Whether you look upon house hunting as an adventure or a chore, there are some who would tell you that building a new home is a recipe for disaster. But others insist that building new is the best way to get the home of your dreams at the best possible price. What is the truth? There may not be a single choice that’s right for everyone, but new construction in most areas represents a viable alternative.
Real estate professionals acknowledge that prices are rising steadily and that the available supply of move-in ready homes is dwindling all across the country. This may be the most active “sellers’ market” in a decade. Buyers are facing greater challenges right now. Builders, however, are gearing up to meet new demand after several years of lower than average production. Despite higher costs for materials and labor, new construction represents an opportunity, and can be a wise financial decision.
Because well-priced homes in good condition routinely receive multiple offers today and can lead to bidding wars, buyers must be prepared to act quickly when they find the “right” home. It can be frustrating and disappointing, and may lead to settling on a second or third choice. Many buyers report having to submit multiple offers before one is accepted.
Alternatively, wording with a new home builder in a planned subdivision can be as simple as picking the lot you prefer and specifying the colors and kitchen appliances you prefer. Prices may vary somewhat based on options and finishes, but you might be able to look forward to promised completion on schedule and a firm move-in date. You might have to be patient, however, during the three to six months of construction.

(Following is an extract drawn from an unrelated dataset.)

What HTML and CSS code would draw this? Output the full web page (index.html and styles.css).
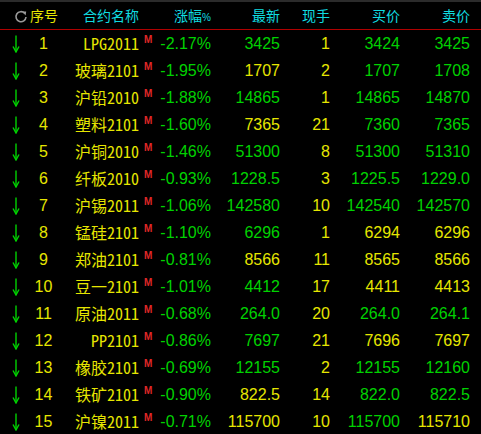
FILE: index.html
```html
<!DOCTYPE html>
<html>
<head>
<meta charset="utf-8">
<link rel="stylesheet" href="styles.css">
</head>
<body>
<div class="board">
  <div class="row head">
    <div class="c-ico"><svg class="refresh" width="14" height="14" viewBox="0 0 14 14"><path d="M10.6 3.2 A5 5 0 1 0 12 7" fill="none" stroke="#9a9a9a" stroke-width="1.6"/><path d="M8.2 1.6 L12.2 1.4 L11.6 5.4 Z" fill="#9a9a9a"/></svg></div>
    <div class="c-num hd">序号</div>
    <div class="c-name hd">合约名称</div>
    <div class="c-r hd pcth">涨幅<span class="pc">%</span></div>
    <div class="c-r hd">最新</div>
    <div class="c-r hd">现手</div>
    <div class="c-r hd">买价</div>
    <div class="c-r hd">卖价</div>
  </div>
  <div id="rows"></div>
</div>
<script src="app.js"></script>
</body>
</html>
```

FILE: styles.css
```css
html, body { margin: 0; padding: 0; background: #000; }
body { width: 481px; height: 434px; overflow: hidden; }
.board { border-top: 2px solid #2b2b2b; }
.row {
  display: grid;
  grid-template-columns: 30px 27px 98px 56px 69px 50px 70px 70px 11px;
  height: 27px;
  line-height: 27px;
  font-family: "Liberation Sans", Arial, sans-serif;
  font-size: 16px;
  white-space: nowrap;
}
.row.head { height: 27px; border-bottom: 1px solid #b00000; }
.hd {
  color: #10dce0;
  font-family: "Noto Sans CJK SC", sans-serif;
  font-size: 14px;
}
.pc { font-size: 10px; font-family: "Liberation Sans", sans-serif; }
.c-ico { display: flex; align-items: center; padding-left: 14px; }
.c-arrow { display: flex; align-items: center; padding-left: 12px; }
.c-num { text-align: center; color: #e6e600; }
.c-name {
  display: flex; justify-content: flex-end; padding-right: 16px;
  color: #e6e600;
  font-family: "Noto Sans Mono CJK SC", "Noto Sans CJK SC", monospace;
}
.c-name.hd { color: #10dce0; font-family: "Noto Sans CJK SC", sans-serif; }
.cell-name { display: flex; justify-content: flex-end; position: relative; }
.nm { color: #e6e600; font-family: "Noto Sans Mono CJK SC", "Noto Sans CJK SC", monospace; }
.m {
  position: absolute; left: calc(100% + 5px); top: 5px;
  color: #e02828; font-family: "Liberation Sans", Arial, sans-serif;
  font-size: 10px; font-weight: bold; line-height: 10px;
}
.c-r { text-align: right; }
.g { color: #00d200; }
.y { color: #e6e600; }
```

FILE: app.js
```js
var data = [
  ["LPG2011","-2.17%","3425","g","1","3424","g","3425","g"],
  ["玻璃2101","-1.95%","1707","y","2","1707","g","1708","g"],
  ["沪铅2010","-1.88%","14865","g","1","14865","g","14870","g"],
  ["塑料2101","-1.60%","7365","y","21","7360","g","7365","g"],
  ["沪铜2010","-1.46%","51300","g","8","51300","g","51310","g"],
  ["纤板2010","-0.93%","1228.5","g","3","1225.5","g","1229.0","g"],
  ["沪锡2011","-1.06%","142580","g","10","142540","g","142570","g"],
  ["锰硅2101","-1.10%","6296","g","1","6294","y","6296","y"],
  ["郑油2101","-0.81%","8566","y","11","8565","y","8566","y"],
  ["豆一2101","-1.01%","4412","g","17","4411","y","4413","y"],
  ["原油2011","-0.68%","264.0","g","20","264.0","g","264.1","g"],
  ["PP2101","-0.86%","7697","g","21","7696","y","7697","y"],
  ["橡胶2101","-0.69%","12155","g","2","12155","g","12160","g"],
  ["铁矿2101","-0.90%","822.5","y","14","822.0","g","822.5","g"],
  ["沪镍2011","-0.71%","115700","y","10","115700","g","115710","y"]
];
var html = "";
data.forEach(function (d, i) {
  html += '<div class="row">' +
    '<div class="c-arrow"><svg width="8" height="18" viewBox="0 0 8 18"><path d="M4 0.5 V17" stroke="#00d200" stroke-width="1.4" fill="none"/><path d="M1 11.5 L4 17 L7 11.5" stroke="#00d200" stroke-width="1.4" fill="none"/></svg></div>' +
    '<div class="c-num">' + (i + 1) + '</div>' +
    '<div class="c-name"><span class="cell-name"><span class="nm">' + d[0] + '</span><span class="m">M</span></span></div>' +
    '<div class="c-r g">' + d[1] + '</div>' +
    '<div class="c-r ' + d[3] + '">' + d[2] + '</div>' +
    '<div class="c-r y">' + d[4] + '</div>' +
    '<div class="c-r ' + d[6] + '">' + d[5] + '</div>' +
    '<div class="c-r ' + d[8] + '">' + d[7] + '</div>' +
    '<div></div>' +
  '</div>';
});
document.getElementById("rows").innerHTML = html;
```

A new house is just that – New! Statistics confirm that nearly half of all buyers of pre-owned homes plan to make at least some renovations within two years. With a new home under warranty, you have some comfort around ongoing maintenance and repairs for the first few years.
If you don’t need to move immediately, another option might be to purchase a lot that you can build on at some future date. Land is often a good investment, and if your plans change later, you could resell that residential lot.
The best advice? No matter which direction you choose, keep your options open.